16 Things You Need to Know to Pull Off an Outdoor Wedding

bride and groom kissing beneath trellis of pink flowers
Harwell Photography

Ah, to celebrate your wedding outside! The bright blue skies, the natural décor, the romantic breeze—at least, that's how you envision the your ceremony and reception. The reality? A lot can happen on the day of, especially if you're celebrating en plein air. Everything from out-of-nowhere wind to last-minute thunderstorms can disrupt the wedding day's events, unless you plan for the unexpected well in advance.
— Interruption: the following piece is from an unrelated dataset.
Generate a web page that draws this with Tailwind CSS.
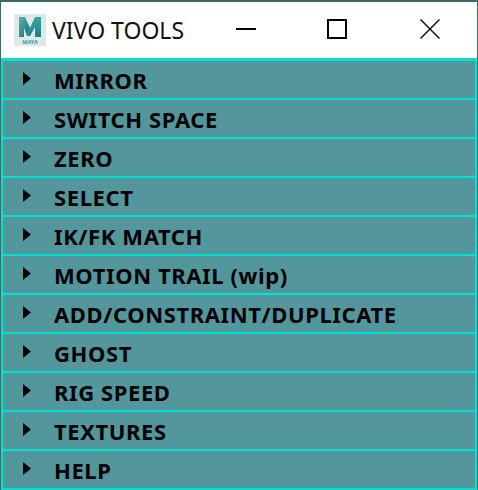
<!DOCTYPE html>
<html lang="en">
<head>
  <meta charset="UTF-8">
  <title>VIVO TOOLS</title>
  <script src="https://cdn.jsdelivr.net/npm/@tailwindcss/browser@4"></script>
</head>
<body class="w-[478px] h-[490px] overflow-hidden bg-[#00e0d0] font-['Noto_Sans',sans-serif]">
  <div class="h-[490px] border-t-2 border-l border-r border-[#3f686b] flex flex-col bg-[#00e0d0]">
    <!-- title bar -->
    <div class="h-[56px] shrink-0 bg-white flex items-center relative">
      <svg class="ml-[13px] w-[32px] h-[32px]" viewBox="0 0 32 32">
        <defs>
          <linearGradient id="mleft" x1="0" y1="0" x2="1" y2="1"><stop offset="0" stop-color="#5fb3b3"/><stop offset="1" stop-color="#0f6d74"/></linearGradient>
          <linearGradient id="mright" x1="0" y1="0" x2="0" y2="1"><stop offset="0" stop-color="#3ea3a6"/><stop offset="1" stop-color="#1b7f86"/></linearGradient>
        </defs>
        <rect width="32" height="32" fill="#dcebe9"/>
        <path d="M5 3h6l5 11-3 8L10 14v9H5z" fill="url(#mleft)"/>
        <path d="M21 3h6v20h-6V13l-5 9-3-0 3-8z" fill="url(#mright)"/>
        <text x="16" y="30" text-anchor="middle" font-size="5.5" font-weight="700" fill="#3b9aa0" font-family="Noto Sans, sans-serif">MAYA</text>
      </svg>
      <span class="ml-[6px] text-[23px] leading-none text-[#111]">VIVO TOOLS</span>
      <svg class="absolute left-[235px] top-[26px] w-[20px] h-[2px]" viewBox="0 0 20 2"><rect width="20" height="2" fill="#000"/></svg>
      <svg class="absolute left-[326px] top-[17px] w-[20px] h-[20px]" viewBox="0 0 20 20"><rect x="1" y="1" width="18" height="18" fill="none" stroke="#000" stroke-width="2"/></svg>
      <svg class="absolute left-[419px] top-[17px] w-[20px] h-[20px]" viewBox="0 0 20 20"><path d="M0.5 0.5L19.5 19.5M19.5 0.5L0.5 19.5" fill="none" stroke="#111" stroke-width="1.5"/></svg>
    </div>
    <!-- sections -->
    <div class="pt-[3px] flex flex-col gap-[2px] px-[2px]">
      <div class="h-[37px] shrink-0 bg-[#53979c] rounded-[2px] flex items-center relative"><svg class="absolute left-[20px] top-[11px] w-[8px] h-[13px]" viewBox="0 0 8 13"><path d="M0 0L8 6.5L0 13z" fill="#000"/></svg><span class="ml-[51px] text-[22px] leading-none font-bold text-black tracking-[0.6px]">MIRROR</span></div>
      <div class="h-[37px] shrink-0 bg-[#53979c] rounded-[2px] flex items-center relative"><svg class="absolute left-[20px] top-[11px] w-[8px] h-[13px]" viewBox="0 0 8 13"><path d="M0 0L8 6.5L0 13z" fill="#000"/></svg><span class="ml-[51px] text-[22px] leading-none font-bold text-black tracking-[0.6px]">SWITCH SPACE</span></div>
      <div class="h-[37px] shrink-0 bg-[#53979c] rounded-[2px] flex items-center relative"><svg class="absolute left-[20px] top-[11px] w-[8px] h-[13px]" viewBox="0 0 8 13"><path d="M0 0L8 6.5L0 13z" fill="#000"/></svg><span class="ml-[51px] text-[22px] leading-none font-bold text-black tracking-[0.6px]">ZERO</span></div>
      <div class="h-[37px] shrink-0 bg-[#53979c] rounded-[2px] flex items-center relative"><svg class="absolute left-[20px] top-[11px] w-[8px] h-[13px]" viewBox="0 0 8 13"><path d="M0 0L8 6.5L0 13z" fill="#000"/></svg><span class="ml-[51px] text-[22px] leading-none font-bold text-black tracking-[0.6px]">SELECT</span></div>
      <div class="h-[37px] shrink-0 bg-[#53979c] rounded-[2px] flex items-center relative"><svg class="absolute left-[20px] top-[11px] w-[8px] h-[13px]" viewBox="0 0 8 13"><path d="M0 0L8 6.5L0 13z" fill="#000"/></svg><span class="ml-[51px] text-[22px] leading-none font-bold text-black tracking-[0.6px]">IK/FK MATCH</span></div>
      <div class="h-[37px] shrink-0 bg-[#53979c] rounded-[2px] flex items-center relative"><svg class="absolute left-[20px] top-[11px] w-[8px] h-[13px]" viewBox="0 0 8 13"><path d="M0 0L8 6.5L0 13z" fill="#000"/></svg><span class="ml-[51px] text-[22px] leading-none font-bold text-black tracking-[0.6px]">MOTION TRAIL (wip)</span></div>
      <div class="h-[37px] shrink-0 bg-[#53979c] rounded-[2px] flex items-center relative"><svg class="absolute left-[20px] top-[11px] w-[8px] h-[13px]" viewBox="0 0 8 13"><path d="M0 0L8 6.5L0 13z" fill="#000"/></svg><span class="ml-[51px] text-[22px] leading-none font-bold text-black tracking-[0.6px]">ADD/CONSTRAINT/DUPLICATE</span></div>
      <div class="h-[37px] shrink-0 bg-[#53979c] rounded-[2px] flex items-center relative"><svg class="absolute left-[20px] top-[11px] w-[8px] h-[13px]" viewBox="0 0 8 13"><path d="M0 0L8 6.5L0 13z" fill="#000"/></svg><span class="ml-[51px] text-[22px] leading-none font-bold text-black tracking-[0.6px]">GHOST</span></div>
      <div class="h-[37px] shrink-0 bg-[#53979c] rounded-[2px] flex items-center relative"><svg class="absolute left-[20px] top-[11px] w-[8px] h-[13px]" viewBox="0 0 8 13"><path d="M0 0L8 6.5L0 13z" fill="#000"/></svg><span class="ml-[51px] text-[22px] leading-none font-bold text-black tracking-[0.6px]">RIG SPEED</span></div>
      <div class="h-[37px] shrink-0 bg-[#53979c] rounded-[2px] flex items-center relative"><svg class="absolute left-[20px] top-[11px] w-[8px] h-[13px]" viewBox="0 0 8 13"><path d="M0 0L8 6.5L0 13z" fill="#000"/></svg><span class="ml-[51px] text-[22px] leading-none font-bold text-black tracking-[0.6px]">TEXTURES</span></div>
      <div class="h-[37px] shrink-0 bg-[#53979c] rounded-[2px] flex items-center relative"><svg class="absolute left-[20px] top-[11px] w-[8px] h-[13px]" viewBox="0 0 8 13"><path d="M0 0L8 6.5L0 13z" fill="#000"/></svg><span class="ml-[51px] text-[22px] leading-none font-bold text-black tracking-[0.6px]">HELP</span></div>
    </div>
  </div>
</body>
</html>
To prepare for your outdoor celebration, begin with your wedding locale. The venue you select for your nuptials, whether it be a private estate, a public area like a beach, or your own backyard, will play a major roll; remember, its scenery becomes your built-in décor. Because you'll be outside, it's also critical to consider the area's environment. Provide parasols and standing umbrellas to help your guests beat the summer heat or blankets and heaters during cold-weather seasons. Another pro tip? Always invest in a back-up tent, just in case inclement weather strikes. The climate will also impact other celebratory elements, such as your food—especially your wedding cake. Keep your big-day confection fresh and ensure other perishables stay chilled from the cocktail hour all the way until dessert.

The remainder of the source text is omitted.